The Village Fire gathering was envisioned and held by Liz Rog, a community song-leader who has dedicated over 35 years to building song community in this place she calls home. I remember the first time I met Liz, almost three years ago at a gathering of song-leaders in Victoria BC. I remember the longing and hunger I felt in my heart, as I listened to her stories of this place where song has become the very foundation of a people and culture. I remember hearing her dream, of growing a community where people know the same songs, and can draw on them when needed, in times of change, celebration, and so on.

At the time I met Liz, I had been living abroad for almost five years, travelling through the song gatherings on the west coast and beyond, learning and harvesting stories and experiences of what it means to be a village again in these times of change. I had discovered community singing a few years earlier, at the Singing Alive gatherings in Oregon, and had found a deep sense of belonging and connection in these circles where all voices are welcome. It was through community singing that I discovered my own voice, and found a way of being together that felt like home.

At the time, I had no intention of returning to the place of my own origin and roots, the big city of Toronto, Canada.

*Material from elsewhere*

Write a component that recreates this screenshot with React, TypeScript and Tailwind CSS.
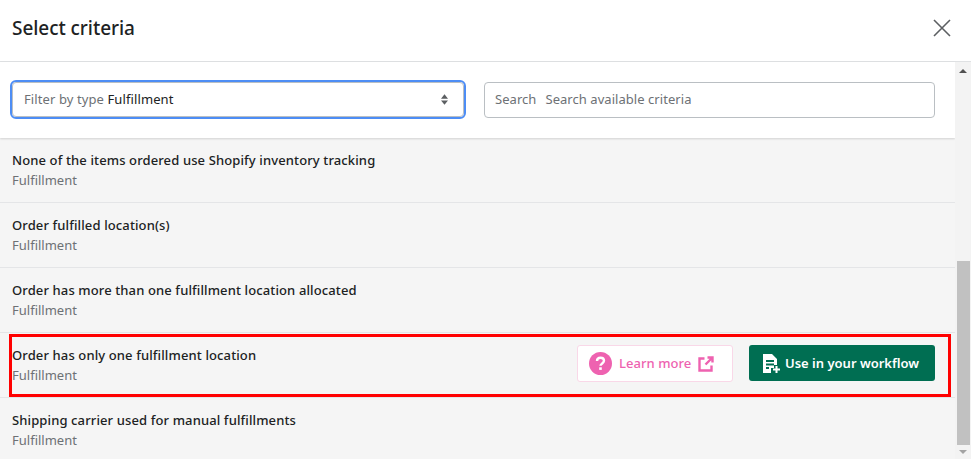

I had come to equate urban living with a disconnection and separation that wasn’t healthy, and so I turned my back on that life and sunk deeper into rural living. Little did I know at the time, that my journey of gathering and harvesting these experiences of community singing where part of a larger mission to bring it back home to my place of origin, to share what I had found with my family and community, and to re-create the village in the big city, one voice at a time.

It has been almost two years since I moved back to Toronto, and started holding song circles that have grown into our weekly community choirs. Today, I feel immense gratitude for the singing community being grown here, and the possibilities of connection and harmony that are only possible in a city as diverse and multi-cultural as this one. I have come to understand that the village can happen anywhere, in any place. And in many ways, cities are where it is needed most.